The report from state lawmakers in the influential Legislative Finance Committee said New Mexico already has a much harder time finding preschool teachers with college degrees in New Mexico than most other states. The governor’s administration is working on recruitment efforts like providing free college tuition for students going into early childhood education and giving on-the-job training for professional development. However, one of the biggest challenges comes down to pay.
“Even though it’s like a really fun and rewarding profession, if people can’t afford to take care of their own families on their salary then it’s not going to attract the really talented educators we want and need in those classrooms,” said McCoy. The state’s new ECECD said pre-k educators get paid $10 an hour on average. The department wants to boost that.
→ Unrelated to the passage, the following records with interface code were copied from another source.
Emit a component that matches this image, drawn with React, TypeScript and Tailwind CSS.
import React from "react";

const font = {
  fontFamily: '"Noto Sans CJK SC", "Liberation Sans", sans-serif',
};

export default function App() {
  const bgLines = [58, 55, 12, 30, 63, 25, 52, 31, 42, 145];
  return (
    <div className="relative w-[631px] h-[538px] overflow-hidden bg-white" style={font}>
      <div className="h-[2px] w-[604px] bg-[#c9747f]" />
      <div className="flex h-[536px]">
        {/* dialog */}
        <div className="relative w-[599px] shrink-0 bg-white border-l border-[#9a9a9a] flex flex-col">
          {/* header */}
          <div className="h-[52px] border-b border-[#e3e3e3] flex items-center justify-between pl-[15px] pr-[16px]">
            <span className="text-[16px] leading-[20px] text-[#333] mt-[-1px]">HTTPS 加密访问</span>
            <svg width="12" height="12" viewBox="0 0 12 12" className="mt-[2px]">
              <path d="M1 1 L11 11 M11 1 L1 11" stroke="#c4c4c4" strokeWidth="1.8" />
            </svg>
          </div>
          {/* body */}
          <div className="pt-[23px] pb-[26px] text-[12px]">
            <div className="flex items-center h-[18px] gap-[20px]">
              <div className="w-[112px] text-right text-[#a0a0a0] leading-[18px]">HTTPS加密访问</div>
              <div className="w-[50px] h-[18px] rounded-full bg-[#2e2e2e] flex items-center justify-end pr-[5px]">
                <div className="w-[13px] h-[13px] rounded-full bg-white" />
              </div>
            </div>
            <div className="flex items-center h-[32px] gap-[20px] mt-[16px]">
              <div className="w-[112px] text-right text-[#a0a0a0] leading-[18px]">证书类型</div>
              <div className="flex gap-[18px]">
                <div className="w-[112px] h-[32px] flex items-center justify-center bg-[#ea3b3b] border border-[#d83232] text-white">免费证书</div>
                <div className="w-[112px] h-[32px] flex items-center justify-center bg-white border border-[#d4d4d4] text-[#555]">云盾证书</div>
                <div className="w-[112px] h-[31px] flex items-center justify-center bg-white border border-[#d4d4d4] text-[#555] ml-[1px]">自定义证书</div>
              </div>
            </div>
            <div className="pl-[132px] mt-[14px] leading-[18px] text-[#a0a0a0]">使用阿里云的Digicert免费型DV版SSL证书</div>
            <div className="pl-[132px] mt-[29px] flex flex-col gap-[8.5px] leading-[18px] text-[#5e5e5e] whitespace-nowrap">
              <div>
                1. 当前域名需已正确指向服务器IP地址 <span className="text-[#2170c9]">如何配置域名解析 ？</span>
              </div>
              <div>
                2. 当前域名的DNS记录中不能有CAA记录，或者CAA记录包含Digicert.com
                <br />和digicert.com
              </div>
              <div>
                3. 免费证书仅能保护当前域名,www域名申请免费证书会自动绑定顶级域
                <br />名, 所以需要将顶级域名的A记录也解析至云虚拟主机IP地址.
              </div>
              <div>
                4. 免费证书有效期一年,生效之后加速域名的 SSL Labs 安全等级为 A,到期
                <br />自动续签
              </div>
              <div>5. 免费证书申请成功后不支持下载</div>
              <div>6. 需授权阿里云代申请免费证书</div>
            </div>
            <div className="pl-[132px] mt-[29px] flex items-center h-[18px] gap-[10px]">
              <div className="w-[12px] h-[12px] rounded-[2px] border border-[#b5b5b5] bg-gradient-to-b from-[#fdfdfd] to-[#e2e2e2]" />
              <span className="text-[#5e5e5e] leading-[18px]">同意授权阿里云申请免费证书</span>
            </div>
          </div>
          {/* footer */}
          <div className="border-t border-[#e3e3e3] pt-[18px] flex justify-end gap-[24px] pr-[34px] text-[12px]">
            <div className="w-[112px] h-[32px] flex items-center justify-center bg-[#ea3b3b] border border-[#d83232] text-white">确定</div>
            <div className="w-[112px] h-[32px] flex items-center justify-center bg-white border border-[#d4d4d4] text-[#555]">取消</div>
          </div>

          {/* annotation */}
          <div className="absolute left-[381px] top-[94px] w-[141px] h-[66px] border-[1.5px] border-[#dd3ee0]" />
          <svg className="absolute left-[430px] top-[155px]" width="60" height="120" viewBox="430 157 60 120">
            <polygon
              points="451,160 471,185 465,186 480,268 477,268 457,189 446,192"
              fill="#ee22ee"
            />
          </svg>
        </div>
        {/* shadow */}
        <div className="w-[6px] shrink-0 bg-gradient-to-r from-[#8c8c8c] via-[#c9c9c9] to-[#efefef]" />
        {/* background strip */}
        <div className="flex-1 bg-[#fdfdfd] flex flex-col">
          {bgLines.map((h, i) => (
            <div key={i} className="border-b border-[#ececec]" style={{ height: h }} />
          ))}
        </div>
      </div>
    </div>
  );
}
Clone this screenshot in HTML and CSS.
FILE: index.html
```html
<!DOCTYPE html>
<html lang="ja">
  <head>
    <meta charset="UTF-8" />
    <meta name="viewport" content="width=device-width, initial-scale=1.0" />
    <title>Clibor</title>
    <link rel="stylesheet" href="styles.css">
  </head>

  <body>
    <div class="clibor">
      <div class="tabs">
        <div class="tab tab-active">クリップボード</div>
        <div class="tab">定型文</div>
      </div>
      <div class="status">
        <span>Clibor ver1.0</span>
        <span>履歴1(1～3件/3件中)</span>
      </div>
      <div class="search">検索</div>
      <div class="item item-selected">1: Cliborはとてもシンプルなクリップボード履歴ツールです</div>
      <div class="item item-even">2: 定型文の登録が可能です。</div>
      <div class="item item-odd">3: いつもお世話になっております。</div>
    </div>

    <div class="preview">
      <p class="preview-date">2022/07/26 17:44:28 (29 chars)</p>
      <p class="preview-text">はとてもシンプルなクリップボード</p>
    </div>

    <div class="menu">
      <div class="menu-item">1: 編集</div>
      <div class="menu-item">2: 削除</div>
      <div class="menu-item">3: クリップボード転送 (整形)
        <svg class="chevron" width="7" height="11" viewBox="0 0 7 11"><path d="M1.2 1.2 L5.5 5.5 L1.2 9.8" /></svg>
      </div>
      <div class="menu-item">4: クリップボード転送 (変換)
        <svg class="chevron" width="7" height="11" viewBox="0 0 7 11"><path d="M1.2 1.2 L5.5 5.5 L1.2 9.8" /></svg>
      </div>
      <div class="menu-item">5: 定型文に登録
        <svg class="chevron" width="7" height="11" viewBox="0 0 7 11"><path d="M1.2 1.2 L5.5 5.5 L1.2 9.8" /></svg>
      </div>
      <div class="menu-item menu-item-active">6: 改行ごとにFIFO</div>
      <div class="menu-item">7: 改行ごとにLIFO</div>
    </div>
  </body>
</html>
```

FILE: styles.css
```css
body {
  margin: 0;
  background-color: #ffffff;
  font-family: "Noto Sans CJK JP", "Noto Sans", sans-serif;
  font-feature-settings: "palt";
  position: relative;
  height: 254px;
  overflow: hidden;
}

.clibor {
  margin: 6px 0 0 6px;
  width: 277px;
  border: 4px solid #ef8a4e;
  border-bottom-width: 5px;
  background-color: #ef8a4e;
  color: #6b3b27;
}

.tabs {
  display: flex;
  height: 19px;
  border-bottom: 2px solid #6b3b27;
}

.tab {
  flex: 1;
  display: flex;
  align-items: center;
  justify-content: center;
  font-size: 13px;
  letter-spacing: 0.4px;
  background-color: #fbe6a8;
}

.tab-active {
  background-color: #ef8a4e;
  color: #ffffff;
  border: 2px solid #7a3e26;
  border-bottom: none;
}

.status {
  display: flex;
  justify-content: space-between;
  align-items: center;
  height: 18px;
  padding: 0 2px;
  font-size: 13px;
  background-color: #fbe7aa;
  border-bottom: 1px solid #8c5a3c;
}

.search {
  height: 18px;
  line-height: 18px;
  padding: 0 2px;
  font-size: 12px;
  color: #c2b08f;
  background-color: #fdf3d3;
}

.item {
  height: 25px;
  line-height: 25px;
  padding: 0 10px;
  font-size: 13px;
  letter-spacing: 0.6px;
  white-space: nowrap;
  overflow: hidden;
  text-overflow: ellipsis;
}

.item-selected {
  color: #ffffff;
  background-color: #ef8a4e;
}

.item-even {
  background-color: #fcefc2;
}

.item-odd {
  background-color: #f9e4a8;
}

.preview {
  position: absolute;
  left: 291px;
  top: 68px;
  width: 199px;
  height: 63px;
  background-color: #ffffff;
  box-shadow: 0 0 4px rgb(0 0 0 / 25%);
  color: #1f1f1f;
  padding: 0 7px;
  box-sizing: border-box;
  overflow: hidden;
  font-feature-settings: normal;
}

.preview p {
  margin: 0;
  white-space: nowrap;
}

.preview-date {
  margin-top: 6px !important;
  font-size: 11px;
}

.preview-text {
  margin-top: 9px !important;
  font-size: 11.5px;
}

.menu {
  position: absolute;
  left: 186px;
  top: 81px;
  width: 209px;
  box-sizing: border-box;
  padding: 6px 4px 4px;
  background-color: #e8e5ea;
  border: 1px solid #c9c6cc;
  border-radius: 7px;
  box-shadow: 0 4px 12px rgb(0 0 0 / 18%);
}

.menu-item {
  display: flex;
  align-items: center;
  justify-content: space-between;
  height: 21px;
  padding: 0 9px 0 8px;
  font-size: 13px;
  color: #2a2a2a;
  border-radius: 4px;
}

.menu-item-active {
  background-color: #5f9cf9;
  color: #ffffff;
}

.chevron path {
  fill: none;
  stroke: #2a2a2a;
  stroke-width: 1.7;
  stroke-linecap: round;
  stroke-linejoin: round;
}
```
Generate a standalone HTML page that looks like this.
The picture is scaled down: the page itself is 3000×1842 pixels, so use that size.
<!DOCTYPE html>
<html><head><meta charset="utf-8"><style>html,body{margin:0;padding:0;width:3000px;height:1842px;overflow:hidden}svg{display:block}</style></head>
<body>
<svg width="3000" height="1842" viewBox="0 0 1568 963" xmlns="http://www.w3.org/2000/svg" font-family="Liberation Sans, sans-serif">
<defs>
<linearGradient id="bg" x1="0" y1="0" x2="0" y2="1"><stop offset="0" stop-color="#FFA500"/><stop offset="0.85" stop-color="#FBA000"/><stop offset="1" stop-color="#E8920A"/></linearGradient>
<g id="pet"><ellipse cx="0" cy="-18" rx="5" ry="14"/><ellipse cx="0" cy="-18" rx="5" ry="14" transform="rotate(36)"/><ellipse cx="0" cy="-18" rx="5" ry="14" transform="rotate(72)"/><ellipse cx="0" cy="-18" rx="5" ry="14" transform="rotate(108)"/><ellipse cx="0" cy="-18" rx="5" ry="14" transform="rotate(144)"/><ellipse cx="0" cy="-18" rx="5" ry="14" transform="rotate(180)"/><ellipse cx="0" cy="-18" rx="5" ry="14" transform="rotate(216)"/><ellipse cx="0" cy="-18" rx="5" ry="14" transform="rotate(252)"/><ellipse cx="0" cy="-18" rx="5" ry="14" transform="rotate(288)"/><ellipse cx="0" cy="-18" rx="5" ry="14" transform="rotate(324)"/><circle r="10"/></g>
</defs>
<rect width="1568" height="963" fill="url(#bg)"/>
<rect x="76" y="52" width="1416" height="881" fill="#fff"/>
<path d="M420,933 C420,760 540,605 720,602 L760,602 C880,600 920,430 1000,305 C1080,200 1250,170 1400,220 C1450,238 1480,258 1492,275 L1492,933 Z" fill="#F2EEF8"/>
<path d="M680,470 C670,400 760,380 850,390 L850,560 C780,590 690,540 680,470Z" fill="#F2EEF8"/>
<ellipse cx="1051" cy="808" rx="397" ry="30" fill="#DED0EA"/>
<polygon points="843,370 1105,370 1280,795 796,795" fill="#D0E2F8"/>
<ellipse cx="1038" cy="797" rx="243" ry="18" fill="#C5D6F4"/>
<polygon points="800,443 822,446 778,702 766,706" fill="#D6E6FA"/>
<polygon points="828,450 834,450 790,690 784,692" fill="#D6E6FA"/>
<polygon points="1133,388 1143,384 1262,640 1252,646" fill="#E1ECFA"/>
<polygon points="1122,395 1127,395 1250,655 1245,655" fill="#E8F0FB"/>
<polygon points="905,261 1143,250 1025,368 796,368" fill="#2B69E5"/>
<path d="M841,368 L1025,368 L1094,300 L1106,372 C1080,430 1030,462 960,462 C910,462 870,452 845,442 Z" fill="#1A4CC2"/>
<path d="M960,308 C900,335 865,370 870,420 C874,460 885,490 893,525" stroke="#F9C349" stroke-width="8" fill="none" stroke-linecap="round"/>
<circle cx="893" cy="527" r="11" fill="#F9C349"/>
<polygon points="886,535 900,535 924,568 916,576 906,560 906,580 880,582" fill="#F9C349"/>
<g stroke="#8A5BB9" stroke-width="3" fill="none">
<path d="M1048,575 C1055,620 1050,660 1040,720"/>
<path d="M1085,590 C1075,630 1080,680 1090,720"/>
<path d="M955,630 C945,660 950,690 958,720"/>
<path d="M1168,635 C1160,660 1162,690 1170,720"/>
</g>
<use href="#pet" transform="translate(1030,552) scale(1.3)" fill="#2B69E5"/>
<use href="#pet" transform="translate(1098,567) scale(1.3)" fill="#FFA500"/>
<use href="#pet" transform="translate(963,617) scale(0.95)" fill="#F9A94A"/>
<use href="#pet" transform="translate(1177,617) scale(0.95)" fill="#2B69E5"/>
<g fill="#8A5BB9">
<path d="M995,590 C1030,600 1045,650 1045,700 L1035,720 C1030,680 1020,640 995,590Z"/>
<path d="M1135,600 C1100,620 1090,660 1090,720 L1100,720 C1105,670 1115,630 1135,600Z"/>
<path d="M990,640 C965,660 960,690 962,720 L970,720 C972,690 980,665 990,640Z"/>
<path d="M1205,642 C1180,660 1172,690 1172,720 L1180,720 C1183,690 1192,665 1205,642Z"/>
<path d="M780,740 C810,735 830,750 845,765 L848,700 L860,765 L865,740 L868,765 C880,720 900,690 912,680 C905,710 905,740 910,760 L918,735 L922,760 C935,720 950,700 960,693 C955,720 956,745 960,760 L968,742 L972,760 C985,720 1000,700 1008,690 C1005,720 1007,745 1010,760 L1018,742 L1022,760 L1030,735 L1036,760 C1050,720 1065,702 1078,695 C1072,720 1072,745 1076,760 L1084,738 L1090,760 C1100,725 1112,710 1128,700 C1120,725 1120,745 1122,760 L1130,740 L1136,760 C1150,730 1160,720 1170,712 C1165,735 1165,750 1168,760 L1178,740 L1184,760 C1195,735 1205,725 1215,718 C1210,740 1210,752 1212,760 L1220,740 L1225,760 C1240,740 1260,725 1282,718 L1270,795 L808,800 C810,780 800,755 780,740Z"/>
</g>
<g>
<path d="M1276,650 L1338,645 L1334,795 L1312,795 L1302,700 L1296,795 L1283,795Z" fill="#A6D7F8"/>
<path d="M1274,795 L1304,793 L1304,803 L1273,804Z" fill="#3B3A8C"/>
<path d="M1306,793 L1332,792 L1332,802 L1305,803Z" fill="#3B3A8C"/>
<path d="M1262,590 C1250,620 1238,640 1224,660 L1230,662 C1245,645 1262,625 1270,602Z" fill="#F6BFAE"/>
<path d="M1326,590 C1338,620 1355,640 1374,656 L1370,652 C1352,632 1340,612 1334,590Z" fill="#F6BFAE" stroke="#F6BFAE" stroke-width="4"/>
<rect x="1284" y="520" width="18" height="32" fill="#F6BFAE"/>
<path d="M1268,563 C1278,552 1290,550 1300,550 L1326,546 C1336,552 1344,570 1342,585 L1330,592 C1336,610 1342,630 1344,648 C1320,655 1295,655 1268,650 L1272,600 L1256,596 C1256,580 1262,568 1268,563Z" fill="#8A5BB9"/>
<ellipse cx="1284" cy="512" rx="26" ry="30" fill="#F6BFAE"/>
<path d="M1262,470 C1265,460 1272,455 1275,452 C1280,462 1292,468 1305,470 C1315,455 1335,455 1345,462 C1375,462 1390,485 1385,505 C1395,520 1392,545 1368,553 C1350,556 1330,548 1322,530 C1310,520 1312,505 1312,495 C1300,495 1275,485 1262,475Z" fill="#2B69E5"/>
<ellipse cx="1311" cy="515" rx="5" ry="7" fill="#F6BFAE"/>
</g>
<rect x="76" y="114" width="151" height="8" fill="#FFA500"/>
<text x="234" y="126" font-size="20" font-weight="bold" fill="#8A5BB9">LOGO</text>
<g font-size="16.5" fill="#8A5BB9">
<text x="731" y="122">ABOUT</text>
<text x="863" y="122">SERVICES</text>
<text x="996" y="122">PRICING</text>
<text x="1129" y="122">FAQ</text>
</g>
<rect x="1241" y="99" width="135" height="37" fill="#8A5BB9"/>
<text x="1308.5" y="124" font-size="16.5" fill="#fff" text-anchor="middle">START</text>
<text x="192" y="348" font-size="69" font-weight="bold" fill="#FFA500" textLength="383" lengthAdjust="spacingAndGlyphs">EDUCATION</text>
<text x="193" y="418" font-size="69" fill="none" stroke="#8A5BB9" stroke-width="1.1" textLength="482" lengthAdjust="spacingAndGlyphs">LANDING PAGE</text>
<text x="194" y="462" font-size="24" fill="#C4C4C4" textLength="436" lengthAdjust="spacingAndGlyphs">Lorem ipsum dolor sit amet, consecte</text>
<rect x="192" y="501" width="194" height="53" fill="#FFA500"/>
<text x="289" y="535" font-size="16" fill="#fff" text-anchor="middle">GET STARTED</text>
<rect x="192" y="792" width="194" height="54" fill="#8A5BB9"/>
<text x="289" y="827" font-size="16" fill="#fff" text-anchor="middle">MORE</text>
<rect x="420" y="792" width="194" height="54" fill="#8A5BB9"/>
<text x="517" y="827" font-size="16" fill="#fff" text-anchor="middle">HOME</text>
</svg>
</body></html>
There are 11,045 New Mexico kids in pre-k right now but the state wants to grow that number quickly, which means more preschools, more teachers and more oversight over the next few years.
LFC’s report warns about expanding too quickly, making sure the quality’s there first. “We do site visits on a regular basis to make sure the environments are really conducive to learning and growth of little ones and we have a tiered quality system that care centers can achieve,” said McCoy. “It’s a stars-based system with one to five stars with five stars being the highest quality and there’s a range of indicators that we use to measure that.”
The state said there are plans for 20 private preschools in Albuquerque alone. They’ll get state and federal funding and they all need to hire teachers. The governor has made it known she wants free pre-k for every New Mexican who wants it. While the state said we’re getting closer to meeting that goal, they don’t have a timeline for when that will happen.